SOURCE MATERIAL:

┌──

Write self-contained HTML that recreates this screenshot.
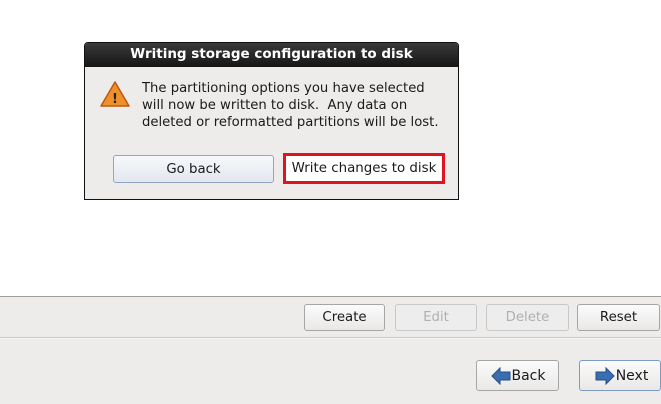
<!DOCTYPE html>
<html><head><style>
body{margin:0;width:661px;height:404px;background:#edeceb;position:relative;overflow:hidden;font-family:"DejaVu Sans","Liberation Sans",sans-serif;font-size:13px;color:#1a1a1a}
.abs{position:absolute;box-sizing:border-box}
.btn{position:absolute;box-sizing:border-box;border:1px solid #a6a6a6;border-radius:3px;background:linear-gradient(#fbfbfb,#e9e8e7);text-align:center;font-size:13.3px}
.dis{color:#b0b0b0;border-color:#c8c8c8;background:#eeeded}
</style></head><body>
<div class="abs" style="left:0;top:0;width:661px;height:297px;background:#fff;border-bottom:1px solid #9f9e9c"></div>
<div class="abs" style="left:0;top:337px;width:661px;height:2px;background:#c9c8c6;border-bottom:1px solid #f8f8f8"></div>

<div class="btn" style="left:304px;top:304px;width:81px;height:27px;line-height:26px">Create</div>
<div class="btn dis" style="left:395px;top:304px;width:82px;height:27px;line-height:26px">Edit</div>
<div class="btn dis" style="left:486px;top:304px;width:83px;height:27px;line-height:26px">Delete</div>
<div class="btn" style="left:577px;top:304px;width:83px;height:27px;line-height:26px">Reset</div>

<div class="btn" style="left:476px;top:360px;width:83px;height:31px;line-height:30px;padding-left:22px;font-size:14px">Back
<svg style="position:absolute;left:14px;top:6px" width="20" height="18" viewBox="0 0 20 18"><path d="M1 9 L9 1 L9 5 L19 5 L19 13 L9 13 L9 17 Z" fill="#3b6eb0" stroke="#244e86"/></svg></div>
<div class="btn" style="left:579px;top:360px;width:82px;height:31px;line-height:30px;padding-left:24px;border-color:#7d9cc4;font-size:14px">Next
<svg style="position:absolute;left:15px;top:6px" width="20" height="18" viewBox="0 0 20 18"><path d="M19 9 L11 1 L11 5 L1 5 L1 13 L11 13 L11 17 Z" fill="#3b6eb0" stroke="#244e86"/></svg></div>

<div class="abs" style="left:84px;top:42px;width:375px;height:158px;border:1px solid #111;background:#edeceb;border-radius:4px 4px 0 0">
 <div class="abs" style="left:0;top:0;width:373px;height:24px;background:linear-gradient(#3a3a3a,#161616);color:#fff;font-weight:bold;font-size:13.5px;text-align:center;line-height:23px;border-radius:3px 3px 0 0">Writing storage configuration to disk</div>
 <svg style="position:absolute;left:14px;top:37px" width="32" height="28" viewBox="0 0 32 28"><path d="M16 2 L30 26 L2 26 Z" fill="#f0902a" stroke="#b85a10" stroke-width="1.5" stroke-linejoin="round"/><text x="16" y="23" font-size="13" font-weight="bold" text-anchor="middle" fill="#222" font-family="DejaVu Sans">!</text></svg>
 <div class="abs" style="left:57px;top:37px;width:320px;line-height:17px;font-size:13.2px">The partitioning options you have selected<br>will now be written to disk.&nbsp; Any data on<br>deleted or reformatted partitions will be lost.</div>
 <div class="btn" style="left:28px;top:112px;width:161px;height:28px;line-height:27px;border-color:#8fa6c4;background:linear-gradient(#f6f8fb,#e3e7ee)">Go back</div>
 <div class="abs" style="left:198px;top:110px;width:162px;height:31px;border:3px solid #e0141e;background:#fff;text-align:center;line-height:26px;font-size:13.4px">Write changes to disk</div>
</div>
</body></html>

└──

PROBLEM TO SOLVE:
Transcribe the material as is, with images omitted.

TASK ANSWER:
Write self-contained HTML that recreates this screenshot.
<!DOCTYPE html>
<html><head><style>
body{margin:0;width:661px;height:404px;background:#edeceb;position:relative;overflow:hidden;font-family:"DejaVu Sans","Liberation Sans",sans-serif;font-size:13px;color:#1a1a1a}
.abs{position:absolute;box-sizing:border-box}
.btn{position:absolute;box-sizing:border-box;border:1px solid #a6a6a6;border-radius:3px;background:linear-gradient(#fbfbfb,#e9e8e7);text-align:center;font-size:13.3px}
.dis{color:#b0b0b0;border-color:#c8c8c8;background:#eeeded}
</style></head><body>
<div class="abs" style="left:0;top:0;width:661px;height:297px;background:#fff;border-bottom:1px solid #9f9e9c"></div>
<div class="abs" style="left:0;top:337px;width:661px;height:2px;background:#c9c8c6;border-bottom:1px solid #f8f8f8"></div>

<div class="btn" style="left:304px;top:304px;width:81px;height:27px;line-height:26px">Create</div>
<div class="btn dis" style="left:395px;top:304px;width:82px;height:27px;line-height:26px">Edit</div>
<div class="btn dis" style="left:486px;top:304px;width:83px;height:27px;line-height:26px">Delete</div>
<div class="btn" style="left:577px;top:304px;width:83px;height:27px;line-height:26px">Reset</div>

<div class="btn" style="left:476px;top:360px;width:83px;height:31px;line-height:30px;padding-left:22px;font-size:14px">Back
<svg style="position:absolute;left:14px;top:6px" width="20" height="18" viewBox="0 0 20 18"><path d="M1 9 L9 1 L9 5 L19 5 L19 13 L9 13 L9 17 Z" fill="#3b6eb0" stroke="#244e86"/></svg></div>
<div class="btn" style="left:579px;top:360px;width:82px;height:31px;line-height:30px;padding-left:24px;border-color:#7d9cc4;font-size:14px">Next
<svg style="position:absolute;left:15px;top:6px" width="20" height="18" viewBox="0 0 20 18"><path d="M19 9 L11 1 L11 5 L1 5 L1 13 L11 13 L11 17 Z" fill="#3b6eb0" stroke="#244e86"/></svg></div>

<div class="abs" style="left:84px;top:42px;width:375px;height:158px;border:1px solid #111;background:#edeceb;border-radius:4px 4px 0 0">
 <div class="abs" style="left:0;top:0;width:373px;height:24px;background:linear-gradient(#3a3a3a,#161616);color:#fff;font-weight:bold;font-size:13.5px;text-align:center;line-height:23px;border-radius:3px 3px 0 0">Writing storage configuration to disk</div>
 <svg style="position:absolute;left:14px;top:37px" width="32" height="28" viewBox="0 0 32 28"><path d="M16 2 L30 26 L2 26 Z" fill="#f0902a" stroke="#b85a10" stroke-width="1.5" stroke-linejoin="round"/><text x="16" y="23" font-size="13" font-weight="bold" text-anchor="middle" fill="#222" font-family="DejaVu Sans">!</text></svg>
 <div class="abs" style="left:57px;top:37px;width:320px;line-height:17px;font-size:13.2px">The partitioning options you have selected<br>will now be written to disk.&nbsp; Any data on<br>deleted or reformatted partitions will be lost.</div>
 <div class="btn" style="left:28px;top:112px;width:161px;height:28px;line-height:27px;border-color:#8fa6c4;background:linear-gradient(#f6f8fb,#e3e7ee)">Go back</div>
 <div class="abs" style="left:198px;top:110px;width:162px;height:31px;border:3px solid #e0141e;background:#fff;text-align:center;line-height:26px;font-size:13.4px">Write changes to disk</div>
</div>
</body></html>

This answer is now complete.